Oldest masks in the world at Israel Museum

  •   New exhibition opens - Face to Face
  •    
    Exhibited together for the first time ever are 12 Neolithic ancestor-worship masks unearthed in the Judean Hills and Judean Desert.
  • icon_zoom.png
    Face to Face: The Oldest Masks in the World Face to Face: The Oldest Masks in the World Copyright: Israel Museum, Jerusalem
     
     
    The Israel Museum brings together for the first time a rare group of 9,000-year-old stone masks, the oldest known to date, in a groundbreaking exhibition that opened today through September 13, 2014. Culminating nearly a decade of research, Face to Face: The Oldest Masks in the World showcases twelve extraordinary Neolithic masks, all originating in the same region in the ancient Land of Israel. The exhibition marks the first time that this group will be displayed together, in their birthplace, and the first time that the majority of them will be on public view.

    Israel Museum Director James Snyder said the masks “represent the first attempts of man to fashion with his hands, out of physical material, something that was a reflection of himself or in relation to something outside himself.”

    Originating from the Judean Hills and nearby Judean Desert, the twelve masks on view each share striking stylistic features. Large eye holes and gaping mouths create the expression of a human skull. Perforations on the periphery may have been used for wearing them, for the attachment of hair, which would have given the masks a more human appearance, or for suspending the masks from pillars or other constructed forms.

    Based on similarities with other cultic skulls of ancestors found in villages of the same period, the masks are believed to have represented the spirits of dead ancestors, used in religious and social ceremonies and in rites of healing and magic. By recreating human images for cultic purposes, the early agricultural societies of Neolithic times may have been expressing their increasing mastery of the natural world and reflecting their growing understanding of the nature of existence.

    As an archeologist and anthropologist, Dr. Debby Hershman surmises that the two- to four-pound masks may have been used in ancestor worship, healing and magic cultic rituals in one of the world’s oldest known farming villages. Each mask shares certain characteristics but it is clear that the differing shape, size and features of each face are meant to depict a particular person. “Did they wear them or hang them on the wall? With our modern technological methods, we determined that they were made to be worn - and were worn, most probably by shamans,” she says.

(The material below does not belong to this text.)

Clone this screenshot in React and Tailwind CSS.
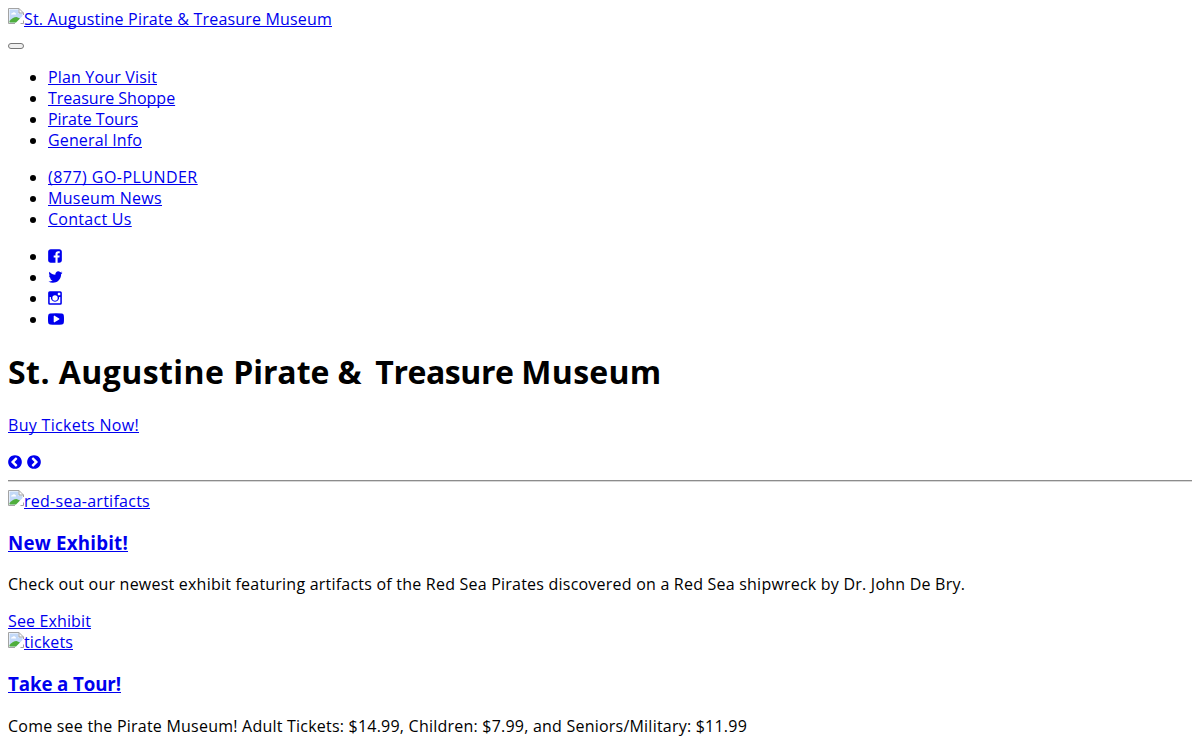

    Dr. Debby Hershman displaying one of the ancient masks
      Dr. Debby Hershman displaying one of the ancient masks
      Copyright: Israel Museum, Jerusalem


    The mystery of the masks

    The current presentation is the result of more than a decade of research. For many years, the Israel Museum has held in its collections two Neolithic stone masks. One was acquired in the 1970s, originally found by a farmer in Horvat Duma in the Judean Hills. It is inscribed inside with the name of Moshe Dayan, the famous Israeli general, who had the mask in his own collection before it was donated to the museum. The other mask was discovered by an archeological team, including Hershman and Tel Aviv University Prof. Yuval Goren, in the 1980s in a cave at Nahal Hemar in the Judean Desert.

    “Ten years ago, I was preparing the two masks for exhibition and found in our archives three old black-and-white photos of similar masks that were labeled as being from a private collection,” Hershman says. “Nobody knew anything about it.” Eventually, she showed the photos to Snyder, and he recognized the masks from the collection of Michael and Judy Steinhardt in New York.

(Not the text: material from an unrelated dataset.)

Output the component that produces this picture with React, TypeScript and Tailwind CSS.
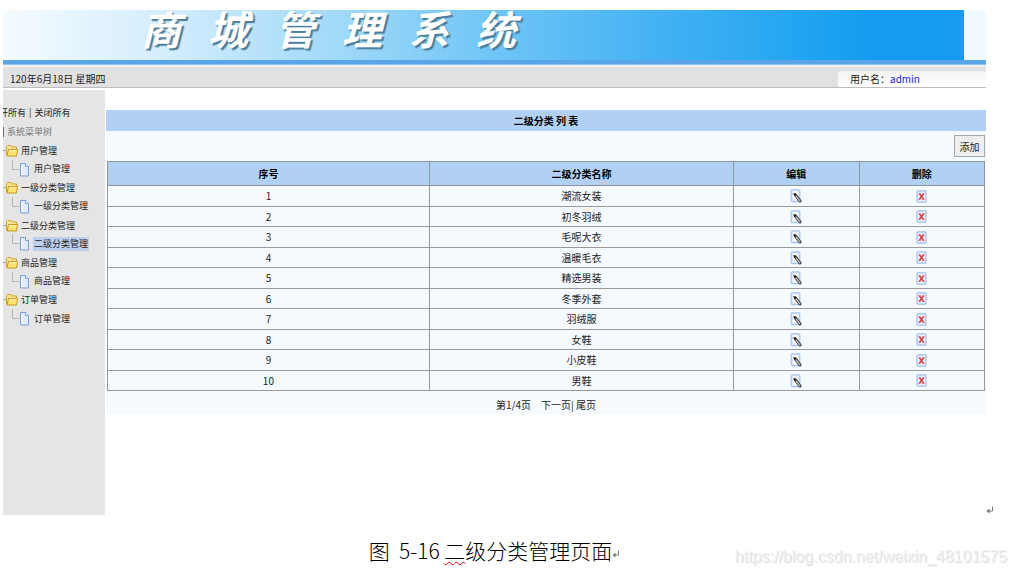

    The Steinhardts agreed to lend their masks to the museum, so that Hershman and Goren, who is an expert in comparative microarchaeology, could study them. Goren used the computerized archaeology laboratory at the Hebrew University of Jerusalem to conduct 3D analysis of the objects. The current display reflects the fruits of this in-depth research, bringing together twelve striking and enigmatic masks near the place of their origin and for the first time. The exhibition will be on display from March 11, 2014 until September 11, 2014.

    “Debby and Yuval have determined that these masks are all from the same region in the Judean Hills and nearby in the desert, all from the same period and presumably all served a similar function,” Snyder says. “It’s a great opportunity to start to unlock the mystery of why these were made and for what purpose.”


    First glimmerings of organized religion


    Hershman says she is grateful that the masks are made from stone, “because probably other groups made similar masks from other materials that did not last.” The fact that the stone was coated with a paint-like patina made it relatively easy to pinpoint their period of origin.

    The masks are “young” in relation to the museum’s oldest object, thought to be the oldest art work in the world – a tiny 233,000-year-old female figurine found in what is now the Golan Heights. Made of volcanic material, it may have been fashioned by a pre-modern human species.
     
    Nevertheless, says Snyder, the rare collection of prehistoric masks gives another clue to the beginnings of organized religion in this part of the world.

    “In our [museum’s] narrative, that’s all about entering that very long highway that starts with the first glimmerings of existential reflection and a long time later leads to polytheism, monotheism, Judaism, Christianity and Islam. Along that highway there was always, for us, that special moment because of these two amazing masks found within a 20-mile radius of each other in the Judean Hills, clearly related to a ritual that we don’t know very much about.”